Criminology student interviews 100 convicted rapists. Their responses will shock you!

Criminology student interviews 100 convicted rapists. Their responses will shock you!

Madhumita Pandey, a student pursuing her doctoral thesis at the criminology department of Anglia Ruskin University in the United Kingdom was in for a complete shock of her lifetime when she first made it to New Delhi's Tihar Jail to interview convicted rapists in India.

She was only 22 when she took up the project to interview 100 convicted rapists in India. It all began in the year 2013 just a few months after national outrage over the rape of 'Nirbhaya'. 'Nirbhaya' or 'Fearless One' was a young student of physiology who was brutally gang raped in a moving bus and was thrown out of it while she was on her way back home with her male friend after watching a movie in a shopping mall.

According to the National Crime Records Bureau, the most recent statistics reveal that 34,651 women were reported to be raped in the year 2015. The Nirbhaya incident spread like wildfire throughout the nation and the common mass came out in thousands to protest against the prevailing rise in crimes against women in India.

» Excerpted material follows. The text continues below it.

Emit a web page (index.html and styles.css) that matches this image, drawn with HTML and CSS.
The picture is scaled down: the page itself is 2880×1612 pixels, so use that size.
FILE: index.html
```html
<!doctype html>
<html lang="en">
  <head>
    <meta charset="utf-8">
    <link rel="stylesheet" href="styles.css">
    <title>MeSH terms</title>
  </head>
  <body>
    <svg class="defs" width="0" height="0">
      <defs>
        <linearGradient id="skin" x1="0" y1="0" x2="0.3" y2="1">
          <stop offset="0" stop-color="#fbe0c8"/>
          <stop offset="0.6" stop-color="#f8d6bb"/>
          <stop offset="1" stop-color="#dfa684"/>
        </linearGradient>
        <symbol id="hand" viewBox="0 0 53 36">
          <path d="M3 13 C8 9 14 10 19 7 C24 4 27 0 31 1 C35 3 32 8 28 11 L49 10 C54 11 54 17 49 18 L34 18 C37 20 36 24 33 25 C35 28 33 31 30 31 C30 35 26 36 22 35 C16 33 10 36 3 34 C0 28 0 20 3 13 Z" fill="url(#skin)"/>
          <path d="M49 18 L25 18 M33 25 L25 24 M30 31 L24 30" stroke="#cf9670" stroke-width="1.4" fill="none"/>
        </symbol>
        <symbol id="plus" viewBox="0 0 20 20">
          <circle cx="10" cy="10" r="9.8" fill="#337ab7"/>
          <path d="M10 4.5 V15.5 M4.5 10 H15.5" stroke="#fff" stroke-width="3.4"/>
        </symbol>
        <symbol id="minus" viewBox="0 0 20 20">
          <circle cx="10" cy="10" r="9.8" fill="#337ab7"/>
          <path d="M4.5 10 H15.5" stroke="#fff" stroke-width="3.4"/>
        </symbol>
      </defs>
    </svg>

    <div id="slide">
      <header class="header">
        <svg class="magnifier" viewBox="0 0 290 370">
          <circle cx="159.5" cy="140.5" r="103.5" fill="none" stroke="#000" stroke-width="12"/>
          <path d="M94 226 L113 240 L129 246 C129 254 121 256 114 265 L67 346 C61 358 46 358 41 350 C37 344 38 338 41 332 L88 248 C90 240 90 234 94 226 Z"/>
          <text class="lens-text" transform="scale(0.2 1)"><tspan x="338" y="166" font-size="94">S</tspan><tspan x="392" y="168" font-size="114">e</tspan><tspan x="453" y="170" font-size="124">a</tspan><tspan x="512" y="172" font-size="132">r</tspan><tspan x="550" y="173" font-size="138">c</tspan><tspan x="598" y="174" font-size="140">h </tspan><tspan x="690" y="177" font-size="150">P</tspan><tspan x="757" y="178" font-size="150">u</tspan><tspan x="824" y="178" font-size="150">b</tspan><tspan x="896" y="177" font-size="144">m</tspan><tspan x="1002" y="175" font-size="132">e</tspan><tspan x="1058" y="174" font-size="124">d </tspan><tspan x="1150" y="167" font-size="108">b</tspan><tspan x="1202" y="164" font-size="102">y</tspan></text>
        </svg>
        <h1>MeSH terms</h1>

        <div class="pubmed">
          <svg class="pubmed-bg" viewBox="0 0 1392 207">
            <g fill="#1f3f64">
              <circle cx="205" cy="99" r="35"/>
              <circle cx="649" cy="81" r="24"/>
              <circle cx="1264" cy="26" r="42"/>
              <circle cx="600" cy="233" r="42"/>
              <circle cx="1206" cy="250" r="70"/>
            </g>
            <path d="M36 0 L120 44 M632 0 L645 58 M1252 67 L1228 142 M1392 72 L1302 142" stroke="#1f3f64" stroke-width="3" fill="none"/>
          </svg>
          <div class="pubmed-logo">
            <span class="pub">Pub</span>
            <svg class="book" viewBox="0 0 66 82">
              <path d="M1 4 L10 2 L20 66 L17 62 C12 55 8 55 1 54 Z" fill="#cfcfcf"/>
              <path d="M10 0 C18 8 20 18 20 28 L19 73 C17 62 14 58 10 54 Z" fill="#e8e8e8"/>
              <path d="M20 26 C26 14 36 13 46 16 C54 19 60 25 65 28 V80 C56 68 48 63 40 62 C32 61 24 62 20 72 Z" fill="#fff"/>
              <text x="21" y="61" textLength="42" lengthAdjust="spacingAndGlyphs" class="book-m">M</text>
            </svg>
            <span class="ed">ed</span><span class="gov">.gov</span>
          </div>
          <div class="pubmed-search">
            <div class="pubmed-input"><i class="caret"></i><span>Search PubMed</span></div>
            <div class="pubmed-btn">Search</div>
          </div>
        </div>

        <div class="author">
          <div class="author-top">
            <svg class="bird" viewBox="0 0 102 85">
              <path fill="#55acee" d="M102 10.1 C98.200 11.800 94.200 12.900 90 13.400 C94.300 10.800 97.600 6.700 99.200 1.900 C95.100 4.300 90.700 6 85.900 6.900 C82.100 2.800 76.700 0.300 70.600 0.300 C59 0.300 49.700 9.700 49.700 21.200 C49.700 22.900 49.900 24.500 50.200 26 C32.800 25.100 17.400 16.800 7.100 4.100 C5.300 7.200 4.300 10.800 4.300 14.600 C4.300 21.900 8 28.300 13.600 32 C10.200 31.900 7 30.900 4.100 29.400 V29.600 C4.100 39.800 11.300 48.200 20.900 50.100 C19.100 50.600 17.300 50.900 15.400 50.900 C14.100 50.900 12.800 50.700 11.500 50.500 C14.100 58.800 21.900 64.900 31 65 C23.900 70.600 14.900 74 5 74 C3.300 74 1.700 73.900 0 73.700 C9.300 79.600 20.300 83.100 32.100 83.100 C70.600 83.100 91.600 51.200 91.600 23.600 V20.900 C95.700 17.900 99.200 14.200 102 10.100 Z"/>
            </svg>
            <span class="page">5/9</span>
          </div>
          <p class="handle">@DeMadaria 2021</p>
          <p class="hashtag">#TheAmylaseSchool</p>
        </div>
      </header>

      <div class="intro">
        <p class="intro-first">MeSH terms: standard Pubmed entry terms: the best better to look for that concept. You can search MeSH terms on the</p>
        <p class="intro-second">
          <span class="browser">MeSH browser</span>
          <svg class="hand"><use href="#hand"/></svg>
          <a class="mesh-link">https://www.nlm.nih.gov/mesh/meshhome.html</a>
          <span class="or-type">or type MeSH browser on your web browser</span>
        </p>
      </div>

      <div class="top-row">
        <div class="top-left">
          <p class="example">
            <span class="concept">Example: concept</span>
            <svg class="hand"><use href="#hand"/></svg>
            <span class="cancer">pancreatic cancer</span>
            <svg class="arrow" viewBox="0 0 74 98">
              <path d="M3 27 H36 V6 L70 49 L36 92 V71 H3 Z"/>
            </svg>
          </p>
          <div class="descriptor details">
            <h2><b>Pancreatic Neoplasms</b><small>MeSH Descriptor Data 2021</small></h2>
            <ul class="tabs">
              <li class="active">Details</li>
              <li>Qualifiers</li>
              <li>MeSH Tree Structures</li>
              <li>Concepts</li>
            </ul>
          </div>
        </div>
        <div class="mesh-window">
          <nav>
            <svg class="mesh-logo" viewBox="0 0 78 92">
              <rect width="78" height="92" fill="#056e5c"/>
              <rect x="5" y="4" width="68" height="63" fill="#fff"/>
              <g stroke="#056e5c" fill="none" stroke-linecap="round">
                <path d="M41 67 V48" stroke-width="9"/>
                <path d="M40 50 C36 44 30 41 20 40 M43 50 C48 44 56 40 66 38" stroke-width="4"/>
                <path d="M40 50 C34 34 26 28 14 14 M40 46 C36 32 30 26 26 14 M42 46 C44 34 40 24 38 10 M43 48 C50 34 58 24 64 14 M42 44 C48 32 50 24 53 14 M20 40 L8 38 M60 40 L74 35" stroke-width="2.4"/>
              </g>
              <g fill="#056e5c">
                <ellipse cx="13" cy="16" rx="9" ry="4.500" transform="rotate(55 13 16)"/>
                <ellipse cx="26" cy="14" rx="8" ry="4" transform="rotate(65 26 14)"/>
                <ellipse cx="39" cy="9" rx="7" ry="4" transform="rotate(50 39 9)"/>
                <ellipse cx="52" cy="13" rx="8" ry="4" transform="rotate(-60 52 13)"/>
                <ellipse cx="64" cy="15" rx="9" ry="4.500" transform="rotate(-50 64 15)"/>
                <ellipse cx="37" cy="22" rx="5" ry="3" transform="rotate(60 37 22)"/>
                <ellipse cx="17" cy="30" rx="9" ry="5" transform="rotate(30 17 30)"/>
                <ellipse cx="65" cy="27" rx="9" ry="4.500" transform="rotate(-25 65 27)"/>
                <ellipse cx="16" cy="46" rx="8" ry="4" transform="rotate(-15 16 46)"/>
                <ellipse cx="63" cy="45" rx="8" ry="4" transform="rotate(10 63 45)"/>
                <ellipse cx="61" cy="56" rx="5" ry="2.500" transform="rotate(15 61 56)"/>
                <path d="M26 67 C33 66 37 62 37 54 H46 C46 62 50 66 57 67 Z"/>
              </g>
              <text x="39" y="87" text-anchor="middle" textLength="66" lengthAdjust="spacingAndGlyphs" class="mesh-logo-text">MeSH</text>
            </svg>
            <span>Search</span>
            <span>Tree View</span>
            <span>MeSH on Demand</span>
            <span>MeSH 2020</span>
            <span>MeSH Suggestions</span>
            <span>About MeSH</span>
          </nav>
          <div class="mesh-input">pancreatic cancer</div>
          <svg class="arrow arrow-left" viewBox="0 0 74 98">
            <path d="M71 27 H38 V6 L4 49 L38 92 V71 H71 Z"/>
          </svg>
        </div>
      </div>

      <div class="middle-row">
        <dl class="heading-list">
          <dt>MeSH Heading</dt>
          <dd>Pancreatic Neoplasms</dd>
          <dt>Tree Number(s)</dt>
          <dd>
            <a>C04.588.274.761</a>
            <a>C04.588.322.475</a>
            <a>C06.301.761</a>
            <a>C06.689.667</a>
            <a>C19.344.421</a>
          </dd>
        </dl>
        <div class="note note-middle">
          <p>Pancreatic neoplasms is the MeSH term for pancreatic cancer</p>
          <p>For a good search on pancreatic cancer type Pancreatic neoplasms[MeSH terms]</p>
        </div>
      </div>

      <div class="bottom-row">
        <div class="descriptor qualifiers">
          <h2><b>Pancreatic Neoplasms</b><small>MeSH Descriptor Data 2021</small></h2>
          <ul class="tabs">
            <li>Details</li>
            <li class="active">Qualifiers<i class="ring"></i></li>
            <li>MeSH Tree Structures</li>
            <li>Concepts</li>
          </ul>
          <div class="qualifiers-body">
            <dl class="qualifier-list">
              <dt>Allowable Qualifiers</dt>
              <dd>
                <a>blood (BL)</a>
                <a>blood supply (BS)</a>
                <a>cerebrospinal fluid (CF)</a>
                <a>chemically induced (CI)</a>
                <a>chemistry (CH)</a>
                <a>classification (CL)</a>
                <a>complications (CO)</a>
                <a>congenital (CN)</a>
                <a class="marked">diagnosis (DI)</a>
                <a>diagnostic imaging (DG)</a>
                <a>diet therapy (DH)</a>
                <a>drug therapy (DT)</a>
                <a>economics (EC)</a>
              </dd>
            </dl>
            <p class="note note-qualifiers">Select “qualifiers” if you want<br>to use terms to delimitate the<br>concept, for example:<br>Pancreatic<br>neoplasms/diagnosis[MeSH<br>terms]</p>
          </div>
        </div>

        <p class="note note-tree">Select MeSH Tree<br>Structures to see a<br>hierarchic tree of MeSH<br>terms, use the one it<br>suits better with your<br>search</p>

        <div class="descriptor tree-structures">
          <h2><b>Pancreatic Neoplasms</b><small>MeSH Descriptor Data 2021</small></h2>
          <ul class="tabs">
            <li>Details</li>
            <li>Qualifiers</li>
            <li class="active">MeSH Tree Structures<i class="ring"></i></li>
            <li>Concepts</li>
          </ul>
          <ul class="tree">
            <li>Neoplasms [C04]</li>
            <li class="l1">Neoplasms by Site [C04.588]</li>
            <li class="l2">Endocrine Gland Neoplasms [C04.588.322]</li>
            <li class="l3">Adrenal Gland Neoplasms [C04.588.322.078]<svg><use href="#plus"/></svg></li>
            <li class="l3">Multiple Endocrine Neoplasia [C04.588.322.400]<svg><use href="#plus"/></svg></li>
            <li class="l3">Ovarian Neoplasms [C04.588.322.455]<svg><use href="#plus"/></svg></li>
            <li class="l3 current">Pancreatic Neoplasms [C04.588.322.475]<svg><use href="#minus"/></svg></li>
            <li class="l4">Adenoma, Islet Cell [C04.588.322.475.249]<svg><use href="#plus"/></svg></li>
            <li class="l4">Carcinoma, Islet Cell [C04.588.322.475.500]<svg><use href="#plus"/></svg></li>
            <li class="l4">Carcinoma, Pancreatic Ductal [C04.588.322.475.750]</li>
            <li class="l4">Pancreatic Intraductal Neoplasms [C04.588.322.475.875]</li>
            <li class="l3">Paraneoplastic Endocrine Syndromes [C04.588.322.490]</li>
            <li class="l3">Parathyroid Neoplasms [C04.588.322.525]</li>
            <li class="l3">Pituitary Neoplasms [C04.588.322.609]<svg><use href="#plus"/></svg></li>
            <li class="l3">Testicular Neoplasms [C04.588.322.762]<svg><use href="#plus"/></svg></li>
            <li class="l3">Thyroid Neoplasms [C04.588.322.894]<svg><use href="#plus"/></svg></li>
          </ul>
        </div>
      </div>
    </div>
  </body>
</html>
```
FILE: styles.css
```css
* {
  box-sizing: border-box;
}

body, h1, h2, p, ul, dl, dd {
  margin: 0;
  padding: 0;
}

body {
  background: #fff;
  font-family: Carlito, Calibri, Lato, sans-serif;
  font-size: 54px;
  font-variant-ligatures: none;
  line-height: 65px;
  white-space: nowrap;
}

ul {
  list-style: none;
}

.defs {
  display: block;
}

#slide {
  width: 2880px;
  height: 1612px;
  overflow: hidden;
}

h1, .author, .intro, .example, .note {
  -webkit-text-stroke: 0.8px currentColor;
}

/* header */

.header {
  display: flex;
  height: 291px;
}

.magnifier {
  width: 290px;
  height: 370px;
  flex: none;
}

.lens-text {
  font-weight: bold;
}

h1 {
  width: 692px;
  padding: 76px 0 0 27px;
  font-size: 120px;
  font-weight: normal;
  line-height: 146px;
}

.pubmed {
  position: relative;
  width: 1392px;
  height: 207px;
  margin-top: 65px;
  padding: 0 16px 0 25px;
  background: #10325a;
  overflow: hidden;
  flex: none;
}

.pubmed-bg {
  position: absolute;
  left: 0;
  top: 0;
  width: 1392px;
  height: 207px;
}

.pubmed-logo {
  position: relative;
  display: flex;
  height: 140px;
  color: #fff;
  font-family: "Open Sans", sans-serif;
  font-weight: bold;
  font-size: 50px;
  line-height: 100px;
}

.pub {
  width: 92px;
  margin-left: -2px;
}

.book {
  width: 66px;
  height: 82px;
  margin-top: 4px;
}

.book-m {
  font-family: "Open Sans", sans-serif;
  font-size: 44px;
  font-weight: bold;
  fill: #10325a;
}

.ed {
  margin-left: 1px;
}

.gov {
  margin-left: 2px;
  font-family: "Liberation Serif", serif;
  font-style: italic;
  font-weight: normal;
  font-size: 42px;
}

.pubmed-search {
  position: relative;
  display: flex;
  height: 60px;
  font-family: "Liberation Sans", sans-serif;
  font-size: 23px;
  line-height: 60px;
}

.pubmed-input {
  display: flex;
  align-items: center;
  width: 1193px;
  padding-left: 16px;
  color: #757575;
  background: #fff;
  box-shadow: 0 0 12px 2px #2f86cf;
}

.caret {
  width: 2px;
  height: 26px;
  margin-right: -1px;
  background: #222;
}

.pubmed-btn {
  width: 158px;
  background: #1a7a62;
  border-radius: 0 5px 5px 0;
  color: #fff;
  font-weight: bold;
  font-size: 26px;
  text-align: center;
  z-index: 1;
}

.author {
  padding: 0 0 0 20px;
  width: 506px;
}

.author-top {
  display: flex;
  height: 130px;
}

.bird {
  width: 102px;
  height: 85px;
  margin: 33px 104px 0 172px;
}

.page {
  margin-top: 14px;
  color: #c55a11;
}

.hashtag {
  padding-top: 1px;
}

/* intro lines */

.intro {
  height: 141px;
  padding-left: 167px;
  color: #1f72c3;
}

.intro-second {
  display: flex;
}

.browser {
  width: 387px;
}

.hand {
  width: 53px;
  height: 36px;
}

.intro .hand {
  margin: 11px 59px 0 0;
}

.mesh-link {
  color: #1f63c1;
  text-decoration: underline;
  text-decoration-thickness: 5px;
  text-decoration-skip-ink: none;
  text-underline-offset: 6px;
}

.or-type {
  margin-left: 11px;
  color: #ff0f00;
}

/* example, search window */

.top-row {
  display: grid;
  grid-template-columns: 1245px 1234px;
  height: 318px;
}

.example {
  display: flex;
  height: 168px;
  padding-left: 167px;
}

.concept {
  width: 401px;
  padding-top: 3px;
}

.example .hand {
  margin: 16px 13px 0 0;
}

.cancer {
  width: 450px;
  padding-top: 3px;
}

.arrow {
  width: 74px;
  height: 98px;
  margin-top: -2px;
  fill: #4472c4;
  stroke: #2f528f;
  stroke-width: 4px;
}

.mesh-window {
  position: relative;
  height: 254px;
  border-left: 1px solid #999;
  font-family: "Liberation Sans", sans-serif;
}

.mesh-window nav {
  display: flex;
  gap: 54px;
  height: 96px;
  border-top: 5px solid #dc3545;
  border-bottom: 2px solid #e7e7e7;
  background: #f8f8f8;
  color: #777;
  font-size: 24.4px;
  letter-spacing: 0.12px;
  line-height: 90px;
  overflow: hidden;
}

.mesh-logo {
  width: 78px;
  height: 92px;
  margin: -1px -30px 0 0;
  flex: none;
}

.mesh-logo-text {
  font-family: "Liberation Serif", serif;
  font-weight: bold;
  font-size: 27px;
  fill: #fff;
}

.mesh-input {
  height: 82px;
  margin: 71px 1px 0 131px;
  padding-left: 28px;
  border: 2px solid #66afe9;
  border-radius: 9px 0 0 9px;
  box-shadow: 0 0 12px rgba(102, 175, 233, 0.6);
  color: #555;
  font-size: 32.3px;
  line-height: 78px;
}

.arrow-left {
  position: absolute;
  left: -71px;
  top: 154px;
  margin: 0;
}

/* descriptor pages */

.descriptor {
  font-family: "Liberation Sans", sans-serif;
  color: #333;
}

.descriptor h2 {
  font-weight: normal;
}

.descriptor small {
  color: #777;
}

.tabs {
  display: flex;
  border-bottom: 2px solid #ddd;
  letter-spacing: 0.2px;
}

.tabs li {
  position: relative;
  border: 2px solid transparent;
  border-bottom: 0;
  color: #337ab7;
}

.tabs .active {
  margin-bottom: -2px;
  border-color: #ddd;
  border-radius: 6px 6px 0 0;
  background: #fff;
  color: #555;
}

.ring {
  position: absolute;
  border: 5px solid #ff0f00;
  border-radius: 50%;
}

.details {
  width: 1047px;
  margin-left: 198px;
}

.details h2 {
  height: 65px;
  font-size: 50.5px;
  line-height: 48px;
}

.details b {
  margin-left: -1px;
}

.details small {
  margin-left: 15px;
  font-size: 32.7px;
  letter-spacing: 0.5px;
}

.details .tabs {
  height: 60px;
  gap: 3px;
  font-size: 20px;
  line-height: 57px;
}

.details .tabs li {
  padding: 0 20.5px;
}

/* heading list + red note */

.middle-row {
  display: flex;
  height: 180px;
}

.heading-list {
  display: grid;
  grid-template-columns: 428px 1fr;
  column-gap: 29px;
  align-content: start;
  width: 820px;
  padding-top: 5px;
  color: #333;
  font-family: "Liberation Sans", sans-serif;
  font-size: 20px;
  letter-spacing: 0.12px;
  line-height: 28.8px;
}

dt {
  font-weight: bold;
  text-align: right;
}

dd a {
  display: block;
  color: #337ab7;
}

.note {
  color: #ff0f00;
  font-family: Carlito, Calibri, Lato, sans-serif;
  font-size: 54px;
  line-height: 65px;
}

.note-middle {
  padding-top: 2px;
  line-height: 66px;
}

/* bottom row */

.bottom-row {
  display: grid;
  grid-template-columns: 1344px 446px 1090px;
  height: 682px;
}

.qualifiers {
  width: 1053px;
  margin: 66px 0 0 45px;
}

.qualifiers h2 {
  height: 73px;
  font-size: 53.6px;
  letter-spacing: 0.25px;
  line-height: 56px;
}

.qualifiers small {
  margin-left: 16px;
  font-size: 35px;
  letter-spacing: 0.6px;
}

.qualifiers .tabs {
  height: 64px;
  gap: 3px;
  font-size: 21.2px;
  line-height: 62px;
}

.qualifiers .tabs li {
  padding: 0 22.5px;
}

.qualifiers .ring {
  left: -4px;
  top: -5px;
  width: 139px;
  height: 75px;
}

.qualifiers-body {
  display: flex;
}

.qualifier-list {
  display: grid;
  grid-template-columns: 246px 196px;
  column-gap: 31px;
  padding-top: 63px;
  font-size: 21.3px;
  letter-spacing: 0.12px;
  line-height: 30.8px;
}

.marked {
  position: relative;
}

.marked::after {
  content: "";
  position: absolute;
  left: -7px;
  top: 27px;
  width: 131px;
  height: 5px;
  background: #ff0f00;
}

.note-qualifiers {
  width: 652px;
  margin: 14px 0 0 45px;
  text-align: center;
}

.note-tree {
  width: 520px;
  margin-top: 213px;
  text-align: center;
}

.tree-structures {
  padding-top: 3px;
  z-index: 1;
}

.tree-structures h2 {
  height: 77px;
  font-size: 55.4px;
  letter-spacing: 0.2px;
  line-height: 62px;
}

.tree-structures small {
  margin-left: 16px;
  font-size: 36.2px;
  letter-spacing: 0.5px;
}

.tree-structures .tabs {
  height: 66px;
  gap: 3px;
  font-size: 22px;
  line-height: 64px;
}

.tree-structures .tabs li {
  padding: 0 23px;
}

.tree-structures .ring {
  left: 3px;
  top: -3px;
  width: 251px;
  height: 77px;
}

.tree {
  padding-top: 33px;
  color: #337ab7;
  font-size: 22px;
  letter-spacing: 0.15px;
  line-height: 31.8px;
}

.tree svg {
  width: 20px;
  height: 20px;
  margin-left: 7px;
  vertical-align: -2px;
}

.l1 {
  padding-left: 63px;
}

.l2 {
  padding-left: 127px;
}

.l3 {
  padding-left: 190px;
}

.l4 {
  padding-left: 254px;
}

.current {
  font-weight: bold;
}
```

Since the incident, Madhumita has spent a majority of her time speaking to rapists in Delhi's Tihar Jail. Most of the convicts she met lacked education and just a handful of them had passed high school. Madhumita said, "When I met these convicts, I was convinced that they are monsters. But as I spoke to them, you realise that they too are just like a normal human being. The crime they have committed is because of their thought process and upbringing".

In India, women are mostly bound to traditional roles and many of them won't even call their husbands by their first names. Madumita added "Men are led to believe in false ideas about masculinity while women are learning to be submissive."

Madhumita further said, "After you speak to [the rapists], it shocks you — these men have the power to make you feel sorry for them. As a woman that's not how you expect to feel. I would almost forget that these men have been convicted of raping a woman. In my experience a lot of these men don't realize that what they've done is rape. They don't understand what consent is."

During her interview with the convicts, many of them made mere excuses or tried to justify their acts. Many even denied their crime. There were only a handful who repented their crime while most of them found a way to shove the blame on the victims and also tried justifying their actions.

The responses by the convicts shocked Madhumita and she hopes to publish her research work in the months to come.